(begin)

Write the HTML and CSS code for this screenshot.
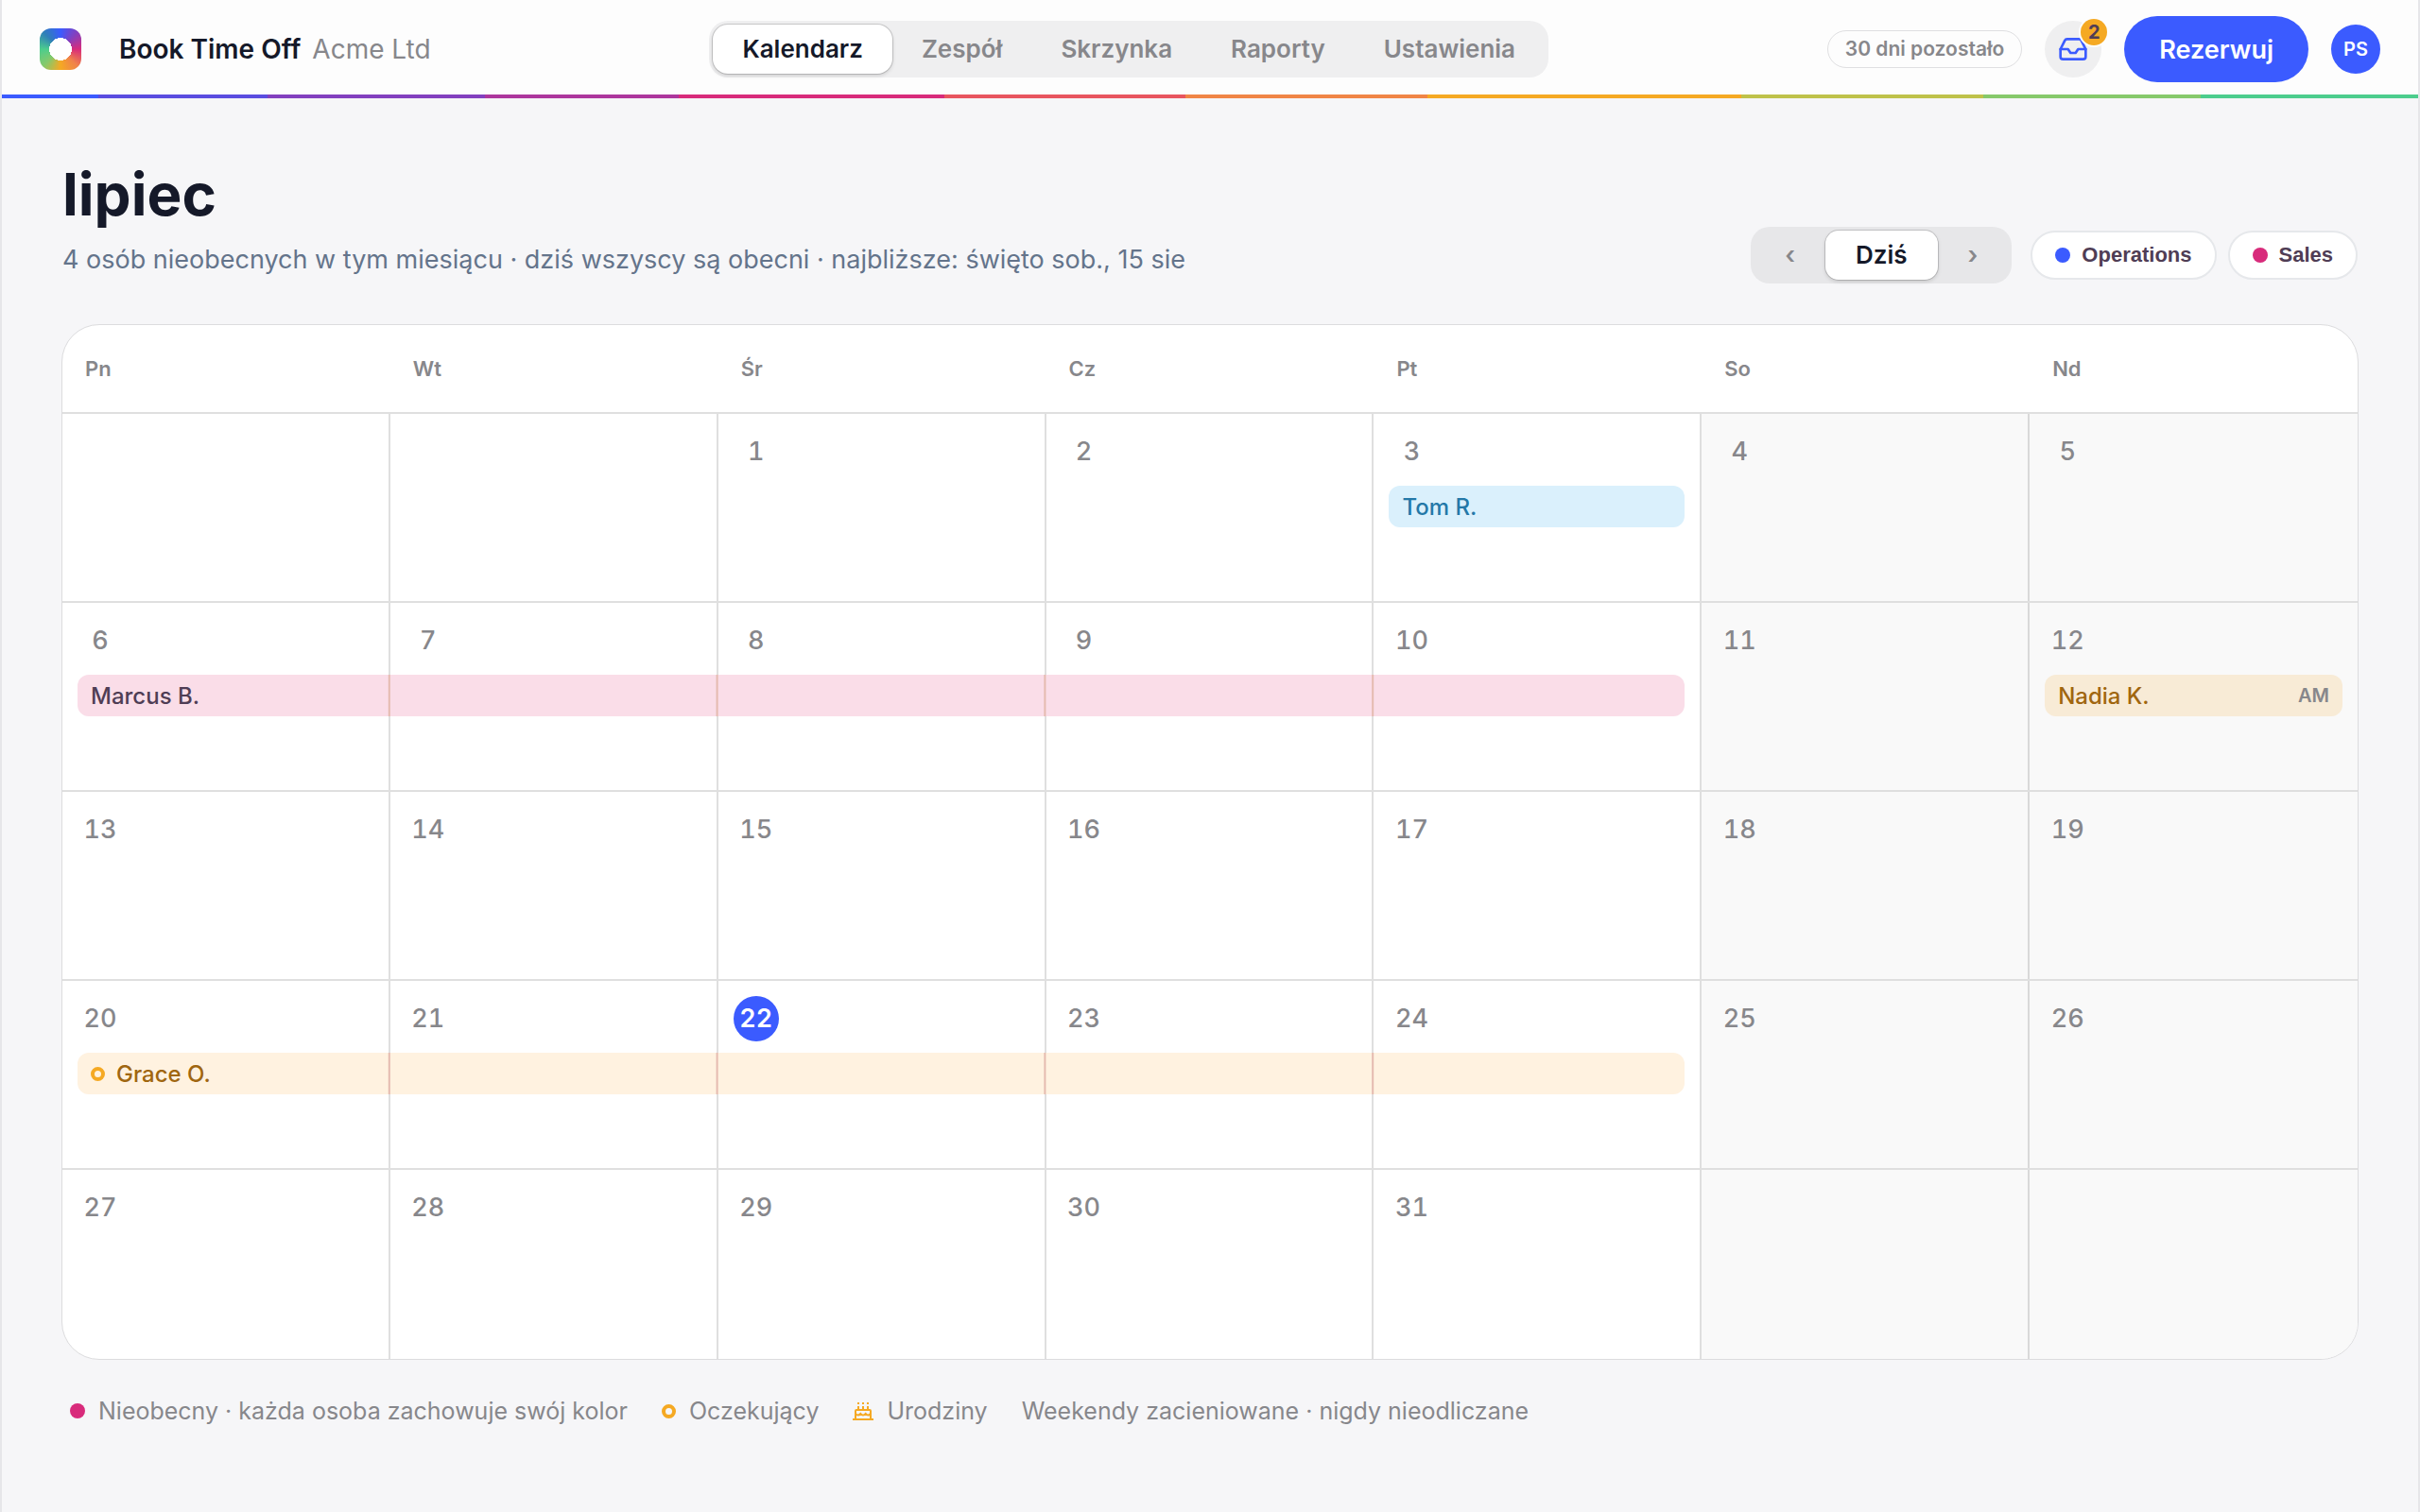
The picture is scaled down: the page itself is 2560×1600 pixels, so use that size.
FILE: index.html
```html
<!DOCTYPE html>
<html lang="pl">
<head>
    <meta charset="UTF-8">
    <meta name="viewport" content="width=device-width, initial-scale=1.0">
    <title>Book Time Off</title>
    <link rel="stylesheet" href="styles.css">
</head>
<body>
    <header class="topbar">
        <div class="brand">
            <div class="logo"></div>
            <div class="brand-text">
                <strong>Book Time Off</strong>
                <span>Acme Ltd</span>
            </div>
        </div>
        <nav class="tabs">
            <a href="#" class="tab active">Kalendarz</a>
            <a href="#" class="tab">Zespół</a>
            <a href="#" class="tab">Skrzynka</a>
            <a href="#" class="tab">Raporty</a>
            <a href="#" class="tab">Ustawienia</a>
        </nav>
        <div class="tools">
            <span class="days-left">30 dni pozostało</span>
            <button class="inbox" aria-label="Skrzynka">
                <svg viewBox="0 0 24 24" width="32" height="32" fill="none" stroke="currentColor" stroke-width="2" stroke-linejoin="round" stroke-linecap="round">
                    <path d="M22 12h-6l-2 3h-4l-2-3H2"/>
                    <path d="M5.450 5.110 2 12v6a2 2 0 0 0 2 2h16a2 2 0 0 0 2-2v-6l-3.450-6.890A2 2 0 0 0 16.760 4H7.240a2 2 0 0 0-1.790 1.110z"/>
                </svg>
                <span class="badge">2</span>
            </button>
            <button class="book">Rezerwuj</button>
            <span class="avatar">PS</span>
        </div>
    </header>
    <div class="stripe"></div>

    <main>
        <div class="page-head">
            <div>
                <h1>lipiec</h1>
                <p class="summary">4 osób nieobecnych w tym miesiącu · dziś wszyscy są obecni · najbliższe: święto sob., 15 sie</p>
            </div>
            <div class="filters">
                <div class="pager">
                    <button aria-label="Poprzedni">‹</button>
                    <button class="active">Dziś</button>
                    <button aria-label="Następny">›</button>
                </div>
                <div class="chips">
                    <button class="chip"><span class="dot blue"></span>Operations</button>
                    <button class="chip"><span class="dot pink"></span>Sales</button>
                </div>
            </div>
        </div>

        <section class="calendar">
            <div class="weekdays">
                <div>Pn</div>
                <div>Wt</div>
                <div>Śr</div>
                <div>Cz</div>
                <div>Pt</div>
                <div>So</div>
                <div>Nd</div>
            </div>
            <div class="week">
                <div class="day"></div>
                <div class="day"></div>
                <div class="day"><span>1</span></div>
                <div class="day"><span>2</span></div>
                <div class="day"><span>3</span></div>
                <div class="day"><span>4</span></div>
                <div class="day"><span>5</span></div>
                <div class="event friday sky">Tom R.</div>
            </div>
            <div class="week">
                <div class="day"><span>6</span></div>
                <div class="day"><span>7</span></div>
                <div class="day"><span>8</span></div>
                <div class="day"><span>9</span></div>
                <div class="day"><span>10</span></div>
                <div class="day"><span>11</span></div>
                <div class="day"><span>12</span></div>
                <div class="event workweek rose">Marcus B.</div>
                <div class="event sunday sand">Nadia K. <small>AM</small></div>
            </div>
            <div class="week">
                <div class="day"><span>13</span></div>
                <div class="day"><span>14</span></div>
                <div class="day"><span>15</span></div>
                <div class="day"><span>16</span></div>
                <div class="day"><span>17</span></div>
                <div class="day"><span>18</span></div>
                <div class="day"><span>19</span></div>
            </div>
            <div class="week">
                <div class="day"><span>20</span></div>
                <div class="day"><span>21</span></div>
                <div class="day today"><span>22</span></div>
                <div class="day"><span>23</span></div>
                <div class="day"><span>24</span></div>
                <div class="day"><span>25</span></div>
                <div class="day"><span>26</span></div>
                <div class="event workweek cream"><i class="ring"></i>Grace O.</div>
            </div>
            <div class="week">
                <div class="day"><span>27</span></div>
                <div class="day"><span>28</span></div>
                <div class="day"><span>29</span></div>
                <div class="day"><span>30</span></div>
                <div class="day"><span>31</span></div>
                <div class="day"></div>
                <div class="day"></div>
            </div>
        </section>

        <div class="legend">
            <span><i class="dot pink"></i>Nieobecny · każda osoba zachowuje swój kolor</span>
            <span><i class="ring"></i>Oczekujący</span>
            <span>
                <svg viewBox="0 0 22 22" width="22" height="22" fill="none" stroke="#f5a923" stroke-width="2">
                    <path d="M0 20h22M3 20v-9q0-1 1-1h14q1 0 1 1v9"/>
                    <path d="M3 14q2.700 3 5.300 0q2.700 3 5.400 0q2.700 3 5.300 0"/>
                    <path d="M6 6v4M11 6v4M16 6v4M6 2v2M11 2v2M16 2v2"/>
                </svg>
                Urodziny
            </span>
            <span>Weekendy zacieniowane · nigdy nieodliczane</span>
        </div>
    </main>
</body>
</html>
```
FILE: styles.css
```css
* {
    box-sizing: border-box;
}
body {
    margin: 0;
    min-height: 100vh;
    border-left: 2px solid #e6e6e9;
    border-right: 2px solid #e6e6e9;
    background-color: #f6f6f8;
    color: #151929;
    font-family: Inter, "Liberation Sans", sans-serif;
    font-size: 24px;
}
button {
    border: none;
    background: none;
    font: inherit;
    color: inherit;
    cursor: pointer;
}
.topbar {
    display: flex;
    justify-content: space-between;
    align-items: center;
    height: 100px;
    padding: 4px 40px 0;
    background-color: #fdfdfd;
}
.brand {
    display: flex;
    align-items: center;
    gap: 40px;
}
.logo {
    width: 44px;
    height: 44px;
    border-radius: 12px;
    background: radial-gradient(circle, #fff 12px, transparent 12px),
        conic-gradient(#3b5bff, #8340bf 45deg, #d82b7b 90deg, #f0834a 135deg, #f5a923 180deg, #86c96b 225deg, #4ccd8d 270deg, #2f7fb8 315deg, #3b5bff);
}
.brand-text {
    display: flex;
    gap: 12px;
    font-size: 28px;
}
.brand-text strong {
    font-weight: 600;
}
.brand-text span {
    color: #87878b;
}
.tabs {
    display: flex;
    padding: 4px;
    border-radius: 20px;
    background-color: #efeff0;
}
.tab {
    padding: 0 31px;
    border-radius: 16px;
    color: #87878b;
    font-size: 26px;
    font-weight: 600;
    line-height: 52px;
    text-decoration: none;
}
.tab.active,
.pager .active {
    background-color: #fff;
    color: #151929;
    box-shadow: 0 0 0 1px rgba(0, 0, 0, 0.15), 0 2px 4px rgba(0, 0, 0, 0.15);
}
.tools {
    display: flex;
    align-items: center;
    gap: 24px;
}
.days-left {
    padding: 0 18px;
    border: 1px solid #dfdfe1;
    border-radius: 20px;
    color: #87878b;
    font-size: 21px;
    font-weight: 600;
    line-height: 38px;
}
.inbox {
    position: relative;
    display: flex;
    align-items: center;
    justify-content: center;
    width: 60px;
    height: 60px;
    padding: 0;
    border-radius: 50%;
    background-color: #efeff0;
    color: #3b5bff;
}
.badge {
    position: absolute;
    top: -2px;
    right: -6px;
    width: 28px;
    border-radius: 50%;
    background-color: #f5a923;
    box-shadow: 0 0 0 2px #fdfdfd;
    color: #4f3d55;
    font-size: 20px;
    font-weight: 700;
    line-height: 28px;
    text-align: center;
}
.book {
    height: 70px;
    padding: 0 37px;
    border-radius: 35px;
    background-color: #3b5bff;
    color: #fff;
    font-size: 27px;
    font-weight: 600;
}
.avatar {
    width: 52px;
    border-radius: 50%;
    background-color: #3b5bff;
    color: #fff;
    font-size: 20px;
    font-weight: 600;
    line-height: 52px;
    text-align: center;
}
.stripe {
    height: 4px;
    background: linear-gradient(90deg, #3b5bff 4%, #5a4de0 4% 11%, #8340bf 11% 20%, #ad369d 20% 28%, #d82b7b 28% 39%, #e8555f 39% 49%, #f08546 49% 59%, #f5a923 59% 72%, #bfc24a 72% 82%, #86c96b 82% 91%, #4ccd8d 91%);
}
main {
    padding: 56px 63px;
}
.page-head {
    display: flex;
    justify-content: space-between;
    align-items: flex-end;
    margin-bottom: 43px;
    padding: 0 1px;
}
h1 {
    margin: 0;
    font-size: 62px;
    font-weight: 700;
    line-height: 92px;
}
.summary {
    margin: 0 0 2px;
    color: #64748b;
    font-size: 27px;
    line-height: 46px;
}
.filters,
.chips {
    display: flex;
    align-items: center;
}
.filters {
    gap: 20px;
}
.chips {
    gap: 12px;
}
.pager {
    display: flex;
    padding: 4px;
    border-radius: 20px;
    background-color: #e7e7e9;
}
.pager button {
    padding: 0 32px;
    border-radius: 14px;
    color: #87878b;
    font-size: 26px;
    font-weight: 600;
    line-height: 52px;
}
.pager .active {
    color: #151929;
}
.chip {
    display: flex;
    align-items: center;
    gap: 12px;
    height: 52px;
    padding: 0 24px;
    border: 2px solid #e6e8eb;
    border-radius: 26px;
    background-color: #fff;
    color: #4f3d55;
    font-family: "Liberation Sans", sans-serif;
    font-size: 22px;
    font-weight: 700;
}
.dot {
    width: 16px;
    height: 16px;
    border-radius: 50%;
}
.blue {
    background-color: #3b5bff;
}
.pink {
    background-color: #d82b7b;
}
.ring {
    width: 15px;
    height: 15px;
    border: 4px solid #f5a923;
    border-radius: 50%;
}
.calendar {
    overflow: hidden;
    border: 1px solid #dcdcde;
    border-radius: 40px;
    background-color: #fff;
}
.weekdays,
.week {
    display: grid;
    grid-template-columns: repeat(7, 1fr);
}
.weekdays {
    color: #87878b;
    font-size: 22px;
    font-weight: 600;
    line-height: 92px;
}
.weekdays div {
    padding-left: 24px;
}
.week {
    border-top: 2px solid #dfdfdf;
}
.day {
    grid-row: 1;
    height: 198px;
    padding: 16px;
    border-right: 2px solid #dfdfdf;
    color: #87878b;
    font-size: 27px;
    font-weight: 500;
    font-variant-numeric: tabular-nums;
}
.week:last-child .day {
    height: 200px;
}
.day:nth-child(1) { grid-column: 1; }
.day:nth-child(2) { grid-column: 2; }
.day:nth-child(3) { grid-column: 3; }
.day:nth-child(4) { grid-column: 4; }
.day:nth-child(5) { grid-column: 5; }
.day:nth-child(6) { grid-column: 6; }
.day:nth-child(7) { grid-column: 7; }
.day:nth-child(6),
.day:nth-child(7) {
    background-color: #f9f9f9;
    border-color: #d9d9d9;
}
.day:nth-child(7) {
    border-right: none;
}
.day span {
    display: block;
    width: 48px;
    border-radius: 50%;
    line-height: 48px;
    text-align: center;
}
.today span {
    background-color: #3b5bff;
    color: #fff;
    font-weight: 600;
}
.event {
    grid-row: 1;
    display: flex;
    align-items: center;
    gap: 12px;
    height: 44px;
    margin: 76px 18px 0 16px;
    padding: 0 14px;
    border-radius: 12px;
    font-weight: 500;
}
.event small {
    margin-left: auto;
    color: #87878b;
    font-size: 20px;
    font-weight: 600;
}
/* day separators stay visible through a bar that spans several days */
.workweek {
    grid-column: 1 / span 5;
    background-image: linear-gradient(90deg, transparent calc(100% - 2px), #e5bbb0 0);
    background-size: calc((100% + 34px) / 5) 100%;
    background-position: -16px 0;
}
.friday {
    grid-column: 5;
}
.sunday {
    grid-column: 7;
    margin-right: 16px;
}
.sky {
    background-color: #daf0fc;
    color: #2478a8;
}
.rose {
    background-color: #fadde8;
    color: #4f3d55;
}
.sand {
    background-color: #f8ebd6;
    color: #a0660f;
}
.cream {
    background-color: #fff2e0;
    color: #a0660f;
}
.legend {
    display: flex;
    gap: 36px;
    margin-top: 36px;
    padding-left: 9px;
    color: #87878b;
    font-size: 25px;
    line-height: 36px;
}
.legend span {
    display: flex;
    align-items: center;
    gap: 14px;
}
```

(end)

*Stated exercise*. Pick out all lines containing the string "that".

*Written solution*.
The picture is scaled down: the page itself is 2560×1600 pixels, so use that size.
/* day separators stay visible through a bar that spans several days */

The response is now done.